Description of the task: Return each line containing the string "this".

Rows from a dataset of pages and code
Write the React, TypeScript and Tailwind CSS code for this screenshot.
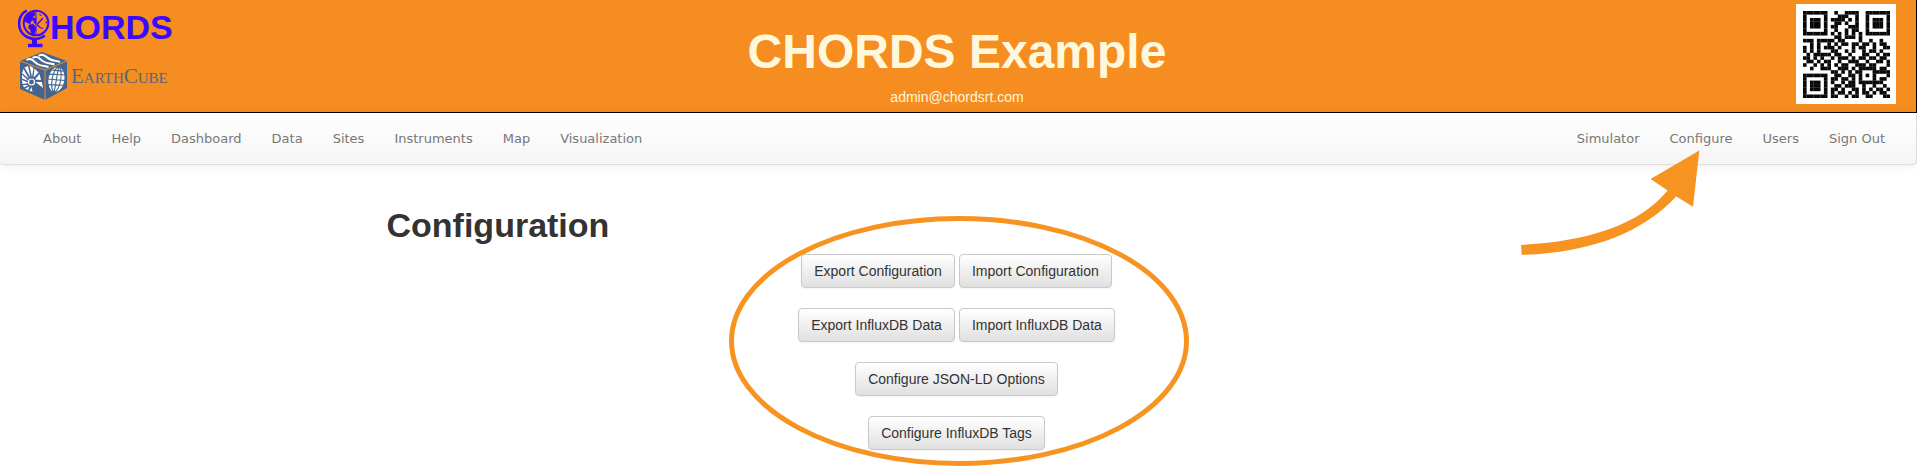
const LEFT_LINKS = ["About", "Help", "Dashboard", "Data", "Sites", "Instruments", "Map", "Visualization"];
const RIGHT_LINKS = ["Simulator", "Configure", "Users", "Sign Out"];

const BUTTON_ROWS = [
  ["Export Configuration", "Import Configuration"],
  ["Export InfluxDB Data", "Import InfluxDB Data"],
  ["Configure JSON-LD Options"],
  ["Configure InfluxDB Tags"],
];

const QR_ROWS = [
  "1111111001001111001111111",
  "1000001000111001001000001",
  "1011101011110101001011101",
  "1011101001101001001011101",
  "1011101011000111001011101",
  "1000001001001011001000001",
  "1111111010101010101111111",
  "0000000001101110100000000",
  "1110111110110000100100100",
  "0010100101011011011010110",
  "1010101110100010110010011",
  "1010100011001010010110100",
  "0101111101100100011001011",
  "1101010010111010110110110",
  "0110101100100111001001101",
  "1001010101011001110110001",
  "0010011100111010111110110",
  "0000000011010101100011111",
  "1111111001100110101010001",
  "1000001011011010100010110",
  "1011101010010110111111100",
  "1011101001101110010010010",
  "1011101011010011010101101",
  "1000001010110101011010110",
  "1111111011001011001100011",
];

function Globe() {
  return (
    <svg viewBox="0 0 32 39" className="h-[39px] w-8 shrink-0" fill="none" stroke="#3a08ff" aria-hidden="true">
      <circle cx="18" cy="14" r="12.3" strokeWidth="2" />
      <path d="M9 1.6C2.6 4.2-.4 12 1.9 19.6 4.4 27 12.4 31.3 20.6 29.6c2.600-.6 4.700-1.700 6.200-3" strokeWidth="2.6" />
      <path d="M18 2v24" strokeWidth="1" />
      <path d="M16.5 30v5" strokeWidth="5" />
      <path d="M10 36.500h14.500" strokeWidth="3.400" />
      <path
        d="M8 8l4-4 5-1-.5 4-2 .6 1.500 3-3 1.500-1 3-3-1.500-2.500-1zM11 16l4-1 2 2 1 3-2 6-2.500-1-1-4-2-2zM15.500 9h2.500v6l-2-1z"
        fill="#3a08ff"
        strokeWidth=".5"
      />
      <path d="M19 15.500l6-6.500M19 15.500l3 3 3 1M21.500 5.500l2 1M27.500 13.500h1.500M24 23l1 1" strokeWidth="1.300" />
    </svg>
  );
}

function Cube() {
  return (
    <svg viewBox="0 0 47 48" className="h-12 w-[47px] shrink-0" fill="none" aria-hidden="true">
      <path d="M22 0 47 9v27L25 48 0 37V9z" fill="#44658f" />
      <path d="M0 9l25 9L47 9M25 18v30" stroke="#f68d20" strokeWidth="1" />
      <g stroke="#fff" strokeWidth="2">
        <path d="M6.500 8c5-3 7 1.500 11 4s7 1.500 11 3" />
        <path d="M12.500 6c5-3 7 1 11 3.500s7 1.500 11 3" />
        <path d="M18.500 3.800c5-2.800 7 1 11 3.200s7 1.500 10.500 3" />
      </g>
      <g fill="#fff">
        <path d="M9 31 2 28l.5 4zM8.500 29 2 22.500v4zM9 27 3.500 17 2 21zM10.500 25.500 8 14l-3.500 1.500zM12 25l1.500-9-4-2.500zM13.500 25.500l5-5-4-4zM15 27.500l6 .5-1.500-6zM15.500 30l7.500 6-1-6zM8.500 33 4 35.500 3 33zM9.500 34.500 8 38l-3-1.500zM11.500 35l1 4.500-3-.5z" />
      </g>
      <circle cx="11.500" cy="30" r="3" stroke="#fff" strokeWidth="1.200" />
      <g transform="rotate(10 36.500 27)">
        <ellipse cx="36.500" cy="27.500" rx="8" ry="12.500" fill="#fff" />
        <g stroke="#44658f" strokeWidth="1.100">
          <path d="M36.500 15v25M28 23.500l17-2M28 28.500l17-1.500M29 34l15-2M31 19l11-1" />
          <ellipse cx="36.500" cy="27.500" rx="4.300" ry="12.500" />
        </g>
      </g>
    </svg>
  );
}

function QrCode() {
  return (
    <svg viewBox="0 0 25 25" className="size-[87px]" shapeRendering="geometricPrecision" role="img" aria-label="QR code">
      {QR_ROWS.flatMap((row, y) =>
        [...row].map((cell, x) =>
          cell === "1" ? <rect key={`${x}-${y}`} x={x} y={y} width="1.04" height="1.04" fill="#080808" /> : null,
        ),
      )}
    </svg>
  );
}

function NavLinks({ links }: { links: string[] }) {
  return (
    <ul className="flex">
      {links.map((label) => (
        <li key={label}>
          <a href="#" className="block px-[15px] pt-4 pb-[15px] text-[13px] leading-5 text-[#777] [text-shadow:0_1px_0_#fff]">
            {label}
          </a>
        </li>
      ))}
    </ul>
  );
}

export default function App() {
  return (
    <div className="bg-white font-['Liberation_Sans',Arial,sans-serif] text-[#333]">
      <header className="grid grid-cols-[1fr_auto_1fr] border-r border-b border-black bg-[#f68d20] pr-5 pb-[5px] pl-[18px]">
        <div className="flex flex-col gap-1 pt-[9px]">
          <div className="flex items-start">
            <Globe />
            <span className="text-[34px] leading-9 font-bold text-[#3a08ff]">HORDS</span>
          </div>
          <div className="flex items-center gap-1 pl-0.5">
            <Cube />
            <span className="font-['Liberation_Serif',serif] text-[21px] leading-6 text-[#53687f] [font-variant:small-caps]">
              EarthCube
            </span>
          </div>
        </div>
        <div className="flex flex-col items-center pt-6">
          <h1 className="text-5xl leading-[56px] font-bold text-[#fff8dc]">CHORDS Example</h1>
          <p className="mt-[7px] text-sm leading-5 text-[#fff8dc]">admin@chordsrt.com</p>
        </div>
        <div className="flex items-start justify-end pt-1">
          <div className="flex size-[100px] items-center justify-center bg-white">
            <QrCode />
          </div>
        </div>
      </header>

      <nav className="relative flex justify-between rounded border-r border-b border-[#dedede] bg-linear-to-b from-white to-[#f5f5f5] pr-4 pl-7 font-['DejaVu_Sans',Verdana,sans-serif] shadow-[0_1px_10px_rgba(0,0,0,0.08)]">
        <NavLinks links={LEFT_LINKS} />
        <NavLinks links={RIGHT_LINKS} />
        <svg
          viewBox="60 148 542 320"
          className="pointer-events-none absolute top-9 right-[215px] h-[107px] w-[181px]"
          aria-hidden="true"
        >
          <path d="M597 152 451 238l51 34C420 374 265 424 63 435l2 30C280 458 430 395 528 290l50 31z" fill="#f79421" />
        </svg>
      </nav>

      <main className="mx-auto max-w-[1144px] pr-1">
        <h2 className="pt-10 text-[34px] leading-10 font-bold">Configuration</h2>
        <div className="relative mx-auto mt-[9px] flex w-fit flex-col items-center gap-5 pb-[18px]">
          {BUTTON_ROWS.map((row) => (
            <div key={row[0]} className="flex gap-1">
              {row.map((label) => (
                <button
                  key={label}
                  type="button"
                  className="rounded border border-[#c9c9c9] bg-linear-to-b from-white to-[#e0e0e0] px-3 py-1.5 text-sm leading-5 text-[#333] shadow-[inset_0_1px_0_rgba(255,255,255,0.2),0_1px_2px_rgba(0,0,0,0.05)]"
                >
                  {label}
                </button>
              ))}
            </div>
          ))}
          <svg
            viewBox="0 0 466 250"
            className="pointer-events-none absolute -top-[38px] left-1/2 h-[250px] w-[466px] max-w-none -translate-x-1/2"
            aria-hidden="true"
          >
            <ellipse cx="236" cy="125" rx="227.500" ry="122.500" fill="none" stroke="#f79421" strokeWidth="5" />
          </svg>
        </div>
      </main>
    </div>
  );
}
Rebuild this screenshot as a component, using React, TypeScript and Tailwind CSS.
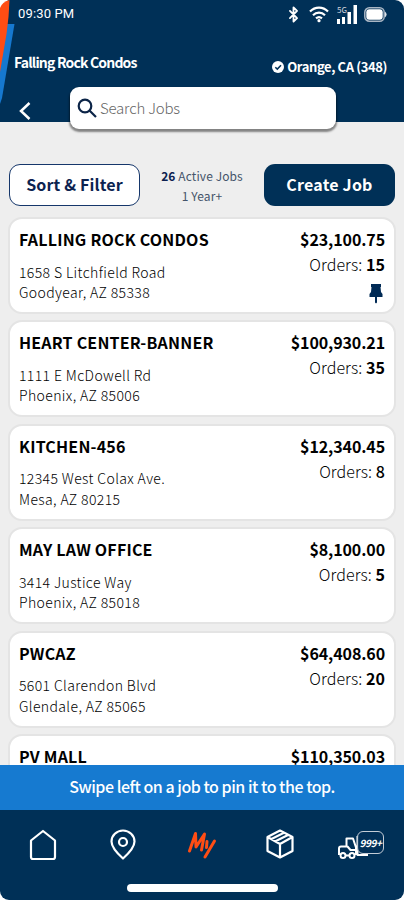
import { ReactNode } from 'react';
import { Bluetooth } from 'lucide-react';

interface Job {
  name: string;
  total: string;
  street?: string;
  city?: string;
  orders?: number;
  pinned?: boolean;
}

const jobs: Job[] = [
  { name: 'FALLING ROCK CONDOS', street: '1658 S Litchfield Road', city: 'Goodyear, AZ 85338', total: '$23,100.75', orders: 15, pinned: true },
  { name: 'HEART CENTER-BANNER', street: '1111 E McDowell Rd', city: 'Phoenix, AZ 85006', total: '$100,930.21', orders: 35 },
  { name: 'KITCHEN-456', street: '12345 West Colax Ave.', city: 'Mesa, AZ 80215', total: '$12,340.45', orders: 8 },
  { name: 'MAY LAW OFFICE', street: '3414 Justice Way', city: 'Phoenix, AZ 85018', total: '$8,100.00', orders: 5 },
  { name: 'PWCAZ', street: '5601 Clarendon Blvd', city: 'Glendale, AZ 85065', total: '$64,408.60', orders: 20 },
  { name: 'PV MALL', total: '$110,350.03' },
];

const StatusBar = () => (
  <div className="flex h-7 items-center justify-between pl-[18px] pr-[17px]">
    <span className="font-['Roboto',sans-serif] text-[13px] leading-7 tracking-[0.15px]">09:30 PM</span>
    <div className="flex items-center">
      <Bluetooth size={17} strokeWidth={2.6} className="mr-[7px]" />
      <svg width="20" height="17" viewBox="0 0 20 17" fill="none" stroke="currentColor" strokeWidth="2.2" className="mr-[7px]">
        <path d="M1 5.600C6 .4 14 .4 19 5.600M4 9.200c3.400-3.400 8.600-3.400 12 0M7 12.400c1.800-1.500 4.200-1.500 6 0" />
        <circle cx="10" cy="14.700" r="1.600" fill="currentColor" stroke="none" />
      </svg>
      <div className="relative mr-[6px]">
        <svg width="22" height="19" viewBox="0 0 22 19" fill="currentColor">
          <path d="M1 14h3v5H1zM6 12h3v7H6zM11.500 7h3.500v12h-3.500zM17.500 0h3.500v19h-3.500z" />
        </svg>
        <span className="absolute left-px top-0 text-[8px] leading-[9px] text-gray-300">5G</span>
      </div>
      <svg width="23" height="15" viewBox="0 0 23 15">
        <rect x=".8" y=".8" width="19.400" height="13.400" rx="4.500" fill="none" stroke="#a9b6c4" strokeWidth="1.500" />
        <rect x="2.300" y="2.300" width="16.400" height="10.400" rx="3" fill="white" />
        <path d="M21 4.500q3.200 3 0 6z" fill="#dbe2ea" />
      </svg>
    </div>
  </div>
);

const JobCard = ({ job }: { job: Job }) => (
  <div className="flex h-[97px] shrink-0 justify-between rounded-[14px] border-2 border-[#e4e4e4] bg-white px-[9px] pt-[9px] text-black">
    <div>
      <h2 className="text-[16px] font-bold leading-[22px] tracking-[0.2px]">{job.name}</h2>
      {job.street && (
        <div className="mt-[11.5px] text-[14px] font-light leading-[20.5px] tracking-[0.38px] text-black">
          <p>{job.street}</p>
          <p>{job.city}</p>
        </div>
      )}
    </div>
    <div className="flex flex-col items-end">
      <p className="text-[16px] font-bold leading-[22px] tracking-[-0.1px]">{job.total}</p>
      {job.orders && (
        <p className="mt-[3px] text-[16px] font-light leading-[22px] tracking-[0.08px]">
          Orders: <span className={job.orders === 8 ? 'font-medium' : 'font-bold'}>{job.orders}</span>
        </p>
      )}
      {job.pinned && (
        <svg width="14" height="20" viewBox="0 0 14 20" fill="#002a55" className="mr-[2px] mt-[9px]">
          <path d="M2 0h10v3h-.5l.5 5 1.500 2v3H8v5.500l-1 1-1-1V13H.5v-3L2 8l.5-5H2z" />
        </svg>
      )}
    </div>
  </div>
);

const NavItem = ({ children }: { children: ReactNode }) => (
  <button className="flex h-9 w-12 items-center justify-center">{children}</button>
);

export default function App() {
  return (
    <div className="flex h-[900px] w-[404px] flex-col overflow-hidden bg-white font-['Noto_Sans_CJK_SC',sans-serif]">
      {/* Header */}
      <header className="relative h-[122px] shrink-0 rounded-t-[9px] bg-[#003057] text-white">
        <svg width="15" height="106" viewBox="0 0 15 106" className="absolute left-0 top-0">
          <path d="M0 0h8L0 9z" fill="#fff" />
          <path d="M7 24h7.500L2 98 0 104V60z" fill="#1678cf" />
          <path d="M0 8Q2 2 9.500 0L8.500 17 6.500 34 0 72z" fill="#ff4d14" />
        </svg>
        <StatusBar />
        <div className="flex justify-between pl-[14px] pr-[17px] pt-[23px]">
          <h1 className="text-[14px] font-bold leading-[22px] tracking-[-0.82px]">Falling Rock Condos</h1>
          <div className="mt-[5px] flex items-center gap-[3px] text-[13px] font-bold leading-[22px] tracking-[-0.4px]">
            <svg width="12" height="12" viewBox="0 0 12 12">
              <circle cx="6" cy="6" r="6" fill="#fff" />
              <path d="m3.300 6.200 2 1.900L9 4.200" fill="none" stroke="#003057" strokeWidth="1.500" />
            </svg>
            Orange, CA (348)
          </div>
        </div>
        <div className="mt-[9px] flex items-start">
          <svg width="12" height="18" viewBox="0 0 12 18" fill="none" stroke="#fff" strokeWidth="2.500" className="ml-[19px] mt-[15px]">
            <path d="M10.500 1 2 9l8.500 8" />
          </svg>
          <div className="ml-[39px] flex h-[42px] w-[266px] items-center rounded-[9px] bg-white pl-[7px] shadow-[0_2px_2px_1px_rgba(0,0,0,0.45)]">
            <svg width="20" height="20" viewBox="0 0 20 20" fill="none" stroke="#0b2447" strokeWidth="2.200">
              <circle cx="8" cy="8" r="6.300" />
              <path d="m12.500 12.500 6.500 6.500" />
            </svg>
            <span className="ml-[3px] text-[15px] font-light leading-[22px] tracking-[-0.2px] text-[#666]">Search Jobs</span>
          </div>
        </div>
      </header>

      {/* Jobs */}
      <main className="flex min-h-0 flex-1 flex-col overflow-hidden bg-[#eeeeee] px-2 pt-[42px]">
        <div className="flex h-[42px] shrink-0 items-center justify-between px-px">
          <button className="h-[42px] w-[131px] rounded-[11px] border-[1.5px] border-[#16376b] bg-white pb-[2px] text-[16px] font-bold tracking-[0.15px] text-[#0c2350]">
            Sort &amp; Filter
          </button>
          <div className="pt-[2px] text-center text-[12px] leading-5 tracking-[0.1px] text-[#44546a]">
            <p><span className="font-bold text-[#0c1f50]">26</span> Active Jobs</p>
            <p>1 Year+</p>
          </div>
          <button className="h-[42px] w-[131px] rounded-[11px] bg-[#003057] pb-[2px] text-[16px] font-bold tracking-[0.2px] text-white">
            Create Job
          </button>
        </div>
        <div className="mt-[11px] flex flex-col gap-[6.4px]">
          {jobs.map((job) => (
            <JobCard key={job.name} job={job} />
          ))}
        </div>
      </main>

      {/* Tip */}
      <div className="flex h-[45px] shrink-0 items-center justify-center bg-[#167ad0] pb-[3px] text-[16px] font-medium leading-[22px] tracking-[-0.48px] text-white">
        Swipe left on a job to pin it to the top.
      </div>

      {/* Bottom nav */}
      <footer className="h-[90px] shrink-0 rounded-b-[9px] bg-[#003057]">
        <nav className="flex h-[74px] items-center justify-between px-[19px] pb-[4px] text-white">
          <NavItem>
            <svg width="28" height="32" viewBox="0 0 28 32" fill="none" stroke="currentColor" strokeWidth="2.200" strokeLinejoin="round">
              <path d="M14 2 26 11.500V28q0 2-2 2H4q-2 0-2-2V11.500z" />
            </svg>
          </NavItem>
          <NavItem>
            <svg width="26" height="31" viewBox="0 0 26 31" fill="none" stroke="currentColor" strokeWidth="2.200" strokeLinejoin="round" className="mb-0.5">
              <path d="M13 29.500C8 25 1.500 19 1.500 12.500a11.500 11 0 0 1 23 0C24.500 19 18 25 13 29.500z" />
              <circle cx="13" cy="13" r="4" />
            </svg>
          </NavItem>
          <NavItem>
            <svg width="30" height="30" viewBox="0 0 30 30" fill="none" stroke="#ff4d14" strokeLinejoin="round" strokeLinecap="round">
              <path d="M2.500 21 8.500 3.500 9 17 17.500 4 14.500 20" strokeWidth="3" />
              <path d="M20 11.500 19.500 17.500M27.500 11 18 27" strokeWidth="3" />
            </svg>
          </NavItem>
          <NavItem>
            <svg width="28" height="30" viewBox="0 0 28 30" fill="none" stroke="currentColor" strokeWidth="2.200" strokeLinejoin="round" className="mr-[3px] -translate-y-px">
              <path d="M14 1.500 26.500 8v14L14 28.500 1.500 22V8zM1.500 8 14 15l12.500-7M14 15v13.500M5.500 10 18.500 3.500M9 12.500 22 6" />
            </svg>
          </NavItem>
          <NavItem>
            <div className="relative h-[30px] w-[46px]">
              <svg width="30" height="30" viewBox="0 0 30 30" fill="none" stroke="currentColor" strokeWidth="2" strokeLinejoin="round">
                <path d="M8.500 16V8.500H15l3 9V25M1 18.500q0-2 2-2h6.500l3 3.500H18M1 18.500V25M8 25.500h3M19.500 6v19H30" />
                <circle cx="5" cy="25.500" r="2.500" />
                <circle cx="14" cy="25.500" r="2.500" />
              </svg>
              <span className="absolute right-0 top-[1px] flex h-[23px] w-[27px] items-center justify-center rounded-[6px] border-[1.5px] border-[#c3ccd6] bg-[#003057]/80 text-[10px] font-bold italic leading-none tracking-[-0.4px]">
                999+
              </span>
            </div>
          </NavItem>
        </nav>
        <div className="mx-auto h-[8px] w-[151px] rounded-full bg-white" />
      </footer>
    </div>
  );
}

Solved problem:
Write the React, TypeScript and Tailwind CSS code for this screenshot.
Rebuild this screenshot as a component, using React, TypeScript and Tailwind CSS.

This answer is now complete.